Nonprofits are created to solve problems or meet needs that for-profits are not addressing because there is no profit in it. Yet, nonprofits cannot be successful unless they can generate revenues in excess of expenses from grants, donations, contracts, and fees. The truth is that it's a lot harder to generate more revenue than expenses in the nonprofit world. In almost all cases, we cannot total up our costs, add a slice for profit and new investment, and charge it back to a customer. In fact, for most nonprofits, our customers are a source of costs, not revenue.
Adding to the difficulty of our business model is that there are many reporting requirements and special rules attached to money in the nonprofit sector. There are special tax rules at the federal, state, and local level and very specific accounting rules to follow.
Four Essentials of Nonprofit Financial Management
For these reasons, having top-notch financial management is essential. There are four essentials to managing your money:
- Periodic outside review by an independent professional
- Clear policies and procedures and strong internal controls
- Transparency, accuracy, and careful monitoring of financial conditions
- Board and leadership understanding of the financial reports
Audits and Financial Reviews
Neither donors nor boards and managers should rely on the audit process alone to assure that the organization is managing its finances appropriately. Most organizations should receive some level of independent financial assurance service. Annual audits are highly recommended for large organizations and those with federal contracts, while a two-to-three year cycle of audits and financial reviews are suggested for smaller organizations. If your organization is preparing for a financial audit, you will find some helpful information in this article: Approaching an Audit.
An organization too small to pay for an audit should periodically find an accountant or bookkeeper familiar with nonprofit financial requirements (a volunteer or someone paid on contract) to look over their books, financial reports, and processes. This will not be the same as an audit, but it can help you avoid major problems.

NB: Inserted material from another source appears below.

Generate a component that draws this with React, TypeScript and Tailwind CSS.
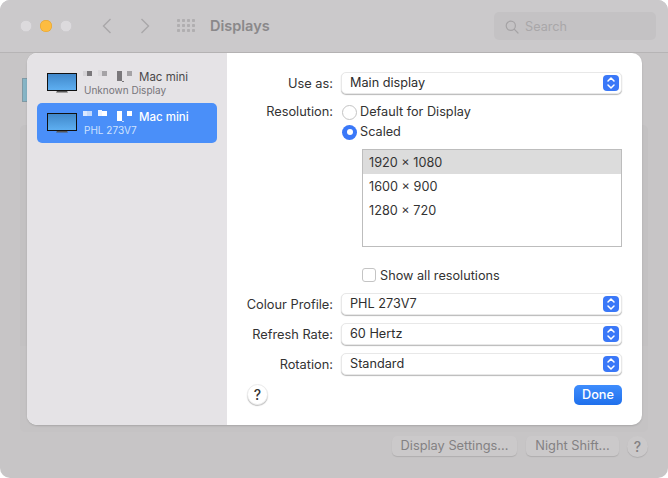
const F = "[font-family:Inter,'Liberation_Sans',sans-serif]";

function Mosaic({ light }: { light: boolean }) {
  const c = light
    ? ["#dbe8fe", "#c3d9fc", "#eef4ff", "#ffffff", "#d6e5fd"]
    : ["#d6d4d7", "#7a787b", "#dcdadd", "#a5a3a6", "#858386"];
  return (
    <svg width="52" height="13" viewBox="0 0 52 13" className="shrink-0">
      <rect x="0" y="1" width="4" height="5" fill={c[0]} />
      <rect x="4" y="1" width="5" height="5" fill={c[1]} />
      <rect x="15" y="0" width="4" height="6" fill={c[2]} />
      <rect x="19" y="1" width="5" height="5" fill={c[3]} />
      <rect x="34" y="1" width="5" height="10" fill={light ? c[3] : c[1]} />
      <rect x="39" y="11" width="2" height="1" fill={c[1]} />
      <rect x="44" y="1" width="5" height="5" fill={c[3]} />
    </svg>
  );
}

function Monitor() {
  return (
    <svg width="32" height="22" viewBox="0 0 32 22" className="shrink-0">
      <defs>
        <linearGradient id="scr" x1="0" y1="0" x2="0" y2="1">
          <stop offset="0" stopColor="#3f86c9" />
          <stop offset="1" stopColor="#5fb0f2" />
        </linearGradient>
      </defs>
      <rect x="1.5" y="1.5" width="29" height="17" fill="url(#scr)" stroke="#111" strokeWidth="1" />
      <path d="M11 19h10l1 1.6H10z" fill="#555" />
    </svg>
  );
}

function DisplayRow({ sub, active }: { sub: string; active?: boolean }) {
  return (
    <div className={`flex h-10 items-center gap-[5px] rounded-[5px] pl-[9px] ${active ? "bg-[#4a8ff9]" : ""}`}>
      <Monitor />
      <div className="flex flex-col">
        <div className="flex h-[14px] items-center gap-[4px]">
          <Mosaic light={!!active} />
          <span className={`text-[11.5px] leading-[14px] ${active ? "font-medium text-white" : "text-[#4a494b]"}`}>Mac mini</span>
        </div>
        <span className={`pl-[1px] text-[10px] leading-[13px] ${active ? "text-[#cfe2fd]" : "text-[#77757a]"}`}>{sub}</span>
      </div>
    </div>
  );
}

function Select({ value }: { value: string }) {
  return (
    <div className="flex h-[22px] items-center justify-between rounded-[5px] border border-[#e8e8e8] bg-white pl-[8px] pr-[2px] text-[#2e2e2e] shadow-[0_1px_1px_rgba(0,0,0,0.28)]">
      <span className="text-[12.7px] leading-none">{value}</span>
      <span className="flex h-4 w-4 items-center justify-center rounded-[4px] bg-[#3a78f8]">
        <svg width="10" height="14" viewBox="0 0 10 14" fill="none" stroke="#fff" strokeWidth="1.5" strokeLinecap="round" strokeLinejoin="round">
          <path d="M2 5l3-3 3 3" />
          <path d="M2 9l3 3 3-3" />
        </svg>
      </span>
    </div>
  );
}

function Row({ label, children }: { label: string; children: React.ReactNode }) {
  return (
    <div className="grid h-[22px] grid-cols-[106px_1fr] items-center gap-x-[8px]">
      <span className="pt-px text-right text-[12.8px] leading-[21px] text-[#333]">{label}</span>
      {children}
    </div>
  );
}

function Radio({ label, on }: { label: string; on?: boolean }) {
  return (
    <div className="flex h-5 items-center gap-[3px] pl-[1px]">
      {on ? (
        <span className="flex h-[15px] w-[15px] items-center justify-center rounded-full bg-[#3a78f8]">
          <span className="h-[6px] w-[6px] rounded-full bg-white" />
        </span>
      ) : (
        <span className="h-[15px] w-[15px] rounded-full border border-[#c4c4c4] bg-white" />
      )}
      <span className="text-[12.7px] text-[#333]">{label}</span>
    </div>
  );
}

function Help({ dim }: { dim?: boolean }) {
  return (
    <span
      className={`flex h-[21px] w-[21px] items-center justify-center rounded-full text-[14px] font-medium ${
        dim
          ? "bg-[#cbc9ca] text-[#838183] shadow-[0_1px_1px_rgba(0,0,0,0.12)]"
          : "border border-[#ececec] bg-white text-[#333] shadow-[0_1px_1px_rgba(0,0,0,0.25)]"
      }`}
    >
      ?
    </span>
  );
}

function DimButton({ label, w }: { label: string; w: string }) {
  return (
    <span className={`flex h-5 ${w} items-center justify-center rounded-[5px] bg-[#cbc9ca] text-[12.8px] text-[#838183] shadow-[0_1px_1px_rgba(0,0,0,0.12)]`}>
      {label}
    </span>
  );
}

export default function App() {
  const resolutions = ["1920 × 1080", "1600 × 900", "1280 × 720"];
  return (
    <div className={`h-[478px] w-[668px] overflow-hidden bg-white ${F}`}>
      <div className="relative flex h-full flex-col overflow-hidden rounded-[10px] bg-[#c7c5c6]">
        <header className="flex h-[53px] shrink-0 items-center border-b border-[#b6b4b5] bg-[#cbc9cb] pl-5 pr-3">
          <div className="flex items-center gap-2">
            <span className="h-3 w-3 rounded-full bg-[#dcdadd] shadow-[inset_0_0_0_0.5px_#c4c2c5]" />
            <span className="h-3 w-3 rounded-full bg-[#fdbc40] shadow-[inset_0_0_0_0.5px_#e0a030]" />
            <span className="h-3 w-3 rounded-full bg-[#dcdadd] shadow-[inset_0_0_0_0.5px_#c4c2c5]" />
          </div>
          <svg width="10" height="16" viewBox="0 0 10 16" fill="none" stroke="#a9a7a9" strokeWidth="1.4" className="ml-[30px]">
            <path d="M8.5 1L1.5 8l7 7" />
          </svg>
          <svg width="10" height="16" viewBox="0 0 10 16" fill="none" stroke="#a9a7a9" strokeWidth="1.4" className="ml-[28px]">
            <path d="M1.5 1l7 7-7 7" />
          </svg>
          <svg width="18" height="14" viewBox="0 0 18 14" fill="#b0aeb0" className="ml-[27px]">
            {[0, 5, 10].map((y) =>
              [0, 5, 10, 15].map((x) => <rect key={`${x}-${y}`} x={x} y={y} width="3" height="3" rx="0.8" />),
            )}
          </svg>
          <h1 className="ml-[15px] text-[14.5px] font-semibold text-[#8a888a]">Displays</h1>
          <div className="ml-auto flex h-7 w-[162px] items-center gap-[6px] rounded-[5px] bg-[#c4c2c4] pl-[11px]">
            <svg width="14" height="14" viewBox="0 0 14 14" fill="none" stroke="#a5a3a5" strokeWidth="1.2" strokeLinecap="round" className="mt-px">
              <circle cx="5.8" cy="5.8" r="4.6" />
              <path d="M9.2 9.2l3.8 3.8" />
            </svg>
            <span className="pt-[2px] text-[12.7px] text-[#a9a7a9]">Search</span>
          </div>
        </header>

        <div className="relative flex-1 px-5 pt-[72px]">
          <div className="h-[221px] rounded-t-[5px] bg-[#c3c1c2]" />
          <div className="h-[86px] rounded-b-[5px] bg-[#c5c3c4]" />
          <div className="absolute left-[22px] top-[25px] h-[24px] w-[8px] border border-[#7f9aa5] bg-[#86b5c6]" />
        </div>

        <footer className="flex h-[46px] shrink-0 items-start justify-end gap-[8px] pr-5 pt-1">
          <DimButton label="Display Settings..." w="mr-px w-[125px]" />
          <DimButton label="Night Shift..." w="w-[93px]" />
          <Help dim />
        </footer>

        <div className="absolute left-[27px] top-[53px] flex h-[372px] w-[615px] overflow-hidden rounded-[10px] bg-white shadow-[0_1px_2px_rgba(0,0,0,0.15)]">
          <aside className="flex w-[200px] shrink-0 flex-col bg-[#e5e3e6] px-[10px] pt-[10px]">
            <DisplayRow sub="Unknown Display" />
            <DisplayRow sub="PHL 273V7" active />
          </aside>
          <main className="flex flex-1 flex-col pr-[20px] pt-[19px]">
            <Row label="Use as:">
              <Select value="Main display" />
            </Row>
            <div className="mt-2 grid grid-cols-[106px_1fr] gap-x-[8px]">
              <span className="text-right text-[12.8px] leading-5 text-[#333]">Resolution:</span>
              <div className="flex flex-col">
                <Radio label="Default for Display" />
                <Radio label="Scaled" on />
              </div>
            </div>
            <div className="ml-[135px] mt-[7px] h-[98px] border border-[#bdbdbd] bg-white">
              {resolutions.map((r, i) => (
                <div key={r} className={`flex h-6 items-center pl-[6px] pt-px text-[12.7px] text-[#333] ${i === 0 ? "bg-[#dcdcdc]" : ""}`}>
                  {r}
                </div>
              ))}
            </div>
            <div className="ml-[135px] mt-[18px] flex h-5 items-center gap-[4px]">
              <span className="h-[14px] w-[14px] rounded-[3px] border border-[#c4c4c4] bg-white" />
              <span className="pt-px text-[12.7px] text-[#333]">Show all resolutions</span>
            </div>
            <div className="mt-2 flex flex-col gap-2">
              <Row label="Colour Profile:">
                <Select value="PHL 273V7" />
              </Row>
              <Row label="Refresh Rate:">
                <Select value="60 Hertz" />
              </Row>
              <Row label="Rotation:">
                <Select value="Standard" />
              </Row>
            </div>
            <div className="mt-[9px] flex items-center justify-between pl-[20px]">
              <Help />
              <span className="flex h-5 w-[48px] items-center justify-center rounded-[5px] bg-gradient-to-b from-[#3f8dfd] to-[#1f70ec] text-[12.7px] font-medium text-white">
                Done
              </span>
            </div>
          </main>
        </div>
      </div>
    </div>
  );
}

Policies and Internal Controls
The tools below provide guidance, so your organization will have key policies and internal controls in place:
- Internal Controls Checklist
- Five Internal Controls Designed for a Small Nonprofit
- Checklist for Monthly Closing Process
Monitoring Financial Performance
The executive and the board must monitor the organization's financial performance to be sure that it's:
- Fulfilling its grant and donor requirements
- Complying with GAAP financial practices
- Managing cash flow
- Monitoring the budget
- Meeting all tax obligations
- Ensuring that staff have the resources they need to do their jobs
Speaking of taxes, read What Not-for-profits Need to Know About Tax Compliance (Jacobson Jarvis & Co.) to ensure you understand your obligations, especially those unique to nonprofits.

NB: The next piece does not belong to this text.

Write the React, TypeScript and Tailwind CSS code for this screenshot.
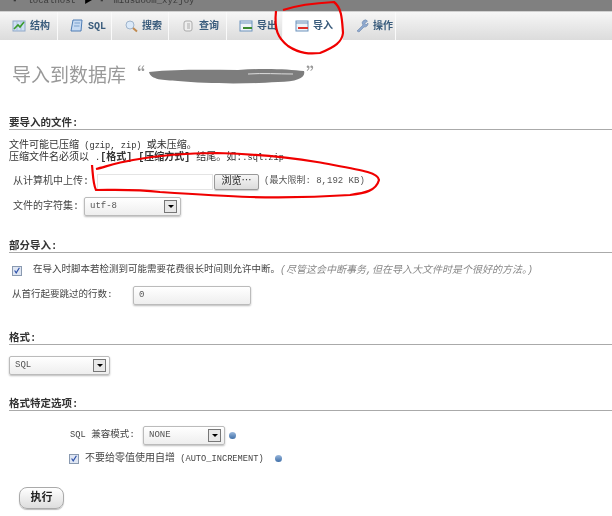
import React from "react";

const cjk = "font-['Liberation_Mono','Noto_Sans_CJK_SC',monospace]";

function Tab({ w, label, active, icon }: { w: string; label: string; active?: boolean; icon: React.ReactNode }) {
  return (
    <div className={`${w} h-full flex items-center pl-[12px] gap-[4px] border-r border-[#fafafa] text-[10px] font-bold text-[#3a5c7c] ${active ? "bg-white" : "bg-gradient-to-b from-[#f6f6f6] to-[#dcdcdc]"}`}>
      <span className="block w-[14px] h-[14px] shrink-0">{icon}</span>
      <span className="whitespace-nowrap pt-[1px]">{label}</span>
    </div>
  );
}

const Svg = ({ children }: { children: React.ReactNode }) => (
  <svg viewBox="0 0 14 14" className="w-[14px] h-[14px]">{children}</svg>
);

function Heading({ text, className }: { text: string; className: string }) {
  return (
    <div className={`ml-[9px] text-[10.5px] leading-[11px] font-bold text-[#333] border-b border-[#aaa] ${className}`}>{text}</div>
  );
}

function Sel({ w, text, className = "" }: { w: string; text: string; className?: string }) {
  return (
    <div className={`${w} h-[19px] ${className} flex items-center justify-between pl-[5px] pr-[3px] rounded-[2px] border border-[#bbb] shadow-[0_1px_2px_#bbb] bg-gradient-to-b from-white to-[#eee] text-[9px] text-[#555]`}>
      <span>{text}</span>
      <span className="w-[13px] h-[13px] border border-[#777] bg-[#e8e8e8] flex items-center justify-center">
        <span className="w-0 h-0 border-l-[3px] border-r-[3px] border-t-[3px] border-l-transparent border-r-transparent border-t-black" />
      </span>
    </div>
  );
}

const Check = () => (
  <span className="w-[10px] h-[10px] shrink-0 border border-[#8a9ab0] bg-[#dfe6f3] flex items-center justify-center">
    <svg viewBox="0 0 10 10" className="w-[9px] h-[9px]"><path d="M2 5 L4 8 L8 1.5" fill="none" stroke="#2a4fa8" strokeWidth="1.4" /></svg>
  </span>
);

const Info = ({ className }: { className: string }) => (
  <span className={`block w-[7px] h-[7px] rounded-full bg-gradient-to-b from-[#9ab8dc] to-[#3f6fa8] shrink-0 ${className}`} />
);

const L = ({ children }: { children: React.ReactNode }) => <span className="text-[8.7px]">{children}</span>;

export default function App() {
  return (
    <div className={`relative w-[612px] h-[516px] overflow-hidden bg-white text-[#333] blur-[0.35px] ${cjk}`}>
      <div className="h-[11px] bg-[#808080] flex items-center pl-[12px] text-[9px] text-[#3a3a3a] overflow-hidden">
        <span className="-mt-[8px] whitespace-nowrap">▪</span>
        <span className="-mt-[8px] ml-[10px] whitespace-nowrap">localhost</span>
        <span className="-mt-[8px] ml-[8px] text-black">▶</span>
        <span className="-mt-[8px] ml-[6px]">▪</span>
        <span className="-mt-[8px] ml-[9px] whitespace-nowrap">miusdoom_xyzjoy</span>
      </div>
      <div className="h-[1px] bg-[#d0d0d0]" />
      <div className="h-[28px] flex bg-gradient-to-b from-[#f6f6f6] to-[#dcdcdc]">
        <Tab w="w-[58px]" label="结构" icon={<Svg><rect x="1" y="2" width="12" height="10" fill="#cfe0f4" stroke="#8fa8c8" /><path d="M5 2 V12 M9 2 V12" stroke="#a9bfdc" /><path d="M2 10 L6 6 L8 8 L12 3" stroke="#3a9a2a" strokeWidth="1.6" fill="none" /></Svg>} />
        <Tab w="w-[54px]" label="SQL" icon={<Svg><path d="M3 1 H12 L11 12 H1 Z" fill="#c6daf2" stroke="#4f7db4" /><path d="M4.5 4 H10 M4 7 H9.5" stroke="#7ba0cc" /></Svg>} />
        <Tab w="w-[57px]" label="搜索" icon={<Svg><circle cx="6" cy="6" r="4" fill="#dbe9f8" stroke="#9fb4cc" /><path d="M9 9 L13 12.5" stroke="#c08a50" strokeWidth="2" /></Svg>} />
        <Tab w="w-[58px]" label="查询" icon={<Svg><rect x="3" y="2" width="8" height="10" rx="2" fill="#eee" stroke="#aaa" /><rect x="6" y="4" width="3" height="6" fill="#ccc" /></Svg>} />
        <Tab w="w-[56px]" label="导出" icon={<Svg><rect x="1" y="2" width="12" height="10" fill="#f0f4f8" stroke="#6c93bd" /><path d="M1 4 H13" stroke="#6c93bd" /><path d="M4 9 H13" stroke="#3c8a2e" strokeWidth="2" /></Svg>} />
        <Tab w="w-[60px]" active label="导入" icon={<Svg><rect x="1" y="2" width="12" height="10" fill="#f0f4f8" stroke="#6c93bd" /><path d="M1 4 H13" stroke="#6c93bd" /><path d="M3 9 H13" stroke="#e0302a" strokeWidth="2" /></Svg>} />
        <Tab w="w-[53px]" label="操作" icon={<Svg><path d="M2 12 L8 6 A3 3 0 0 1 12.5 2 L10 4.5 L11 6 L13 4 A3.5 3.5 0 0 1 9 8 L4 13 Z" fill="#8fa9cf" stroke="#6d86ab" strokeWidth="0.6" /></Svg>} />
      </div>

      <div className="mt-[24px] ml-[12px] h-[20px] flex items-center text-[19px] leading-[20px] font-['Noto_Sans_CJK_SC',sans-serif] text-[#999]">
        <span>导入到数据库“</span>
        <svg width="158" height="16" viewBox="0 0 158 16" className="ml-[3px] mt-[3px] shrink-0">
          <path d="M1 4 C30 1 60 2 90 2 C115 0 140 1 156 3 C158 9 150 14 130 14 C100 16 60 16 30 13 C15 12 3 12 1 4 Z" fill="#7d7d7d" />
          <path d="M100 6 C115 5 130 6 145 6" stroke="#ddd" strokeWidth="1" fill="none" />
        </svg>
        <span>”</span>
      </div>

      <Heading text="要导入的文件:" className="mt-[34px]" />
      <div className="ml-[9px] mt-[10px] text-[10px] leading-[12px] text-[#333]">
        <div>文件可能已压缩<L> (gzip, zip) </L>或未压缩。</div>
        <div>压缩文件名必须以 <L>.</L><b>[格式]</b> <b>[压缩方式]</b> 结尾。如:<L>.sql.zip</L></div>
      </div>
      <div className="mt-[9px] ml-[13px] h-[17px] flex items-center text-[10px] text-[#444]">
        <span className="w-[84px] whitespace-nowrap">从计算机中上传:</span>
        <div className="w-[116px] h-[16px] border border-[#e4e4e4] bg-white" />
        <div className="ml-[1px] w-[45px] h-[16px] rounded-[2px] border border-[#999] bg-gradient-to-b from-[#f6f6f6] to-[#dcdcdc] flex items-center justify-center text-[10px] text-[#222] shadow-[0_1px_1px_#ccc]">浏览⋯</div>
        <span className="ml-[5px] text-[9px] text-[#555] whitespace-nowrap">(最大限制: 8,192 KB)</span>
      </div>
      <div className="mt-[7px] ml-[13px] h-[19px] flex items-center text-[10px] text-[#444]">
        <span className="w-[71px] whitespace-nowrap">文件的字符集:</span>
        <Sel w="w-[97px]" text="utf-8" />
      </div>

      <Heading text="部分导入:" className="mt-[25px]" />
      <div className="mt-[12px] ml-[12px] h-[11px] flex items-center text-[9.5px] text-[#444] whitespace-nowrap">
        <Check />
        <span className="ml-[11px]">在导入时脚本若检测到可能需要花费很长时间则允许中断。</span>
        <i className="text-[#888] text-[10px]">(尽管这会中断事务,但在导入大文件时是个很好的方法。)</i>
      </div>
      <div className="mt-[10px] ml-[12px] h-[19px] flex items-center text-[9.5px] text-[#444]">
        <span className="w-[121px] whitespace-nowrap">从首行起要跳过的行数:</span>
        <div className="w-[118px] h-[19px] pl-[5px] flex items-center text-[9px] rounded-[2px] border border-[#bbb] shadow-[0_1px_2px_#bbb] bg-gradient-to-b from-white to-[#eee] text-[#555]">0</div>
      </div>

      <Heading text="格式:" className="mt-[28px]" />
      <Sel w="w-[101px]" text="SQL" className="ml-[9px] mt-[11px]" />

      <Heading text="格式特定选项:" className="mt-[24px]" />
      <div className="mt-[15px] ml-[70px] h-[19px] flex items-center text-[9.5px] text-[#444]">
        <span className="w-[73px] whitespace-nowrap"><L>SQL</L> 兼容模式:</span>
        <Sel w="w-[82px]" text="NONE" />
        <Info className="ml-[4px]" />
      </div>
      <div className="mt-[8px] ml-[69px] h-[11px] flex items-center text-[10px] text-[#444] whitespace-nowrap">
        <Check />
        <span className="ml-[6px]">不要给零值使用自增<L> (AUTO_INCREMENT)</L></span>
        <Info className="ml-[11px]" />
      </div>

      <div className="mt-[23px] ml-[19px] w-[45px] h-[22px] rounded-[8px] border border-[#aaa] bg-gradient-to-b from-white to-[#ddd] shadow-[0_1px_1px_#bbb] flex items-center justify-center text-[11px] font-bold text-[#222]">执行</div>

      <svg className="absolute inset-0 pointer-events-none" width="612" height="516" viewBox="0 0 612 516">
        <path d="M283 10 C295 6 315 3 334 2 C342 8 342 20 343 33 C342 42 335 47 320 53 C310 54 300 54 288 46 C278 38 274 30 276 11" fill="none" stroke="#f00000" strokeWidth="2.2" />
        <path d="M92 165 C93 175 93 184 96 190 C115 190 135 189 160 192 C190 194 220 196 250 197 C290 198 320 197 350 195 C365 193 376 191 379 180 C378 172 360 170 317 162 C280 156 250 154 217 153 C190 153 160 155 133 160 C115 163 105 167 96 169" fill="none" stroke="#f00000" strokeWidth="2.2" />
      </svg>
    </div>
  );
}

Ensure that Leadership and Board Understand the Financial Reports
Your financial statements tell your story to government, donors, volunteers, and foundations. If you do not understand the story the statements are telling, you may not know what is helping or hurting your success with fundraising.
- The income statement, also known as the statement of activities, reports on the organization's income and expenses for the period. It can hurt your fundraising efforts if this shows an unexplained large deficit or large surplus.
- The balance sheet, also known as the statement of financial position, describes the organization's assets, liabilities, and net value. If you have high liabilities compared to your cash, the organization may be seen as unstable.
- Funders and donors are also interested in understanding how broad the organization's sources of income are and the ratio of overhead and fundraising expenses to direct program expenses.
This Financial Red Flags Checklist gives you some ideas about concerns a foundation, government contract officer, or individual donor may have based on a review of your financial statements.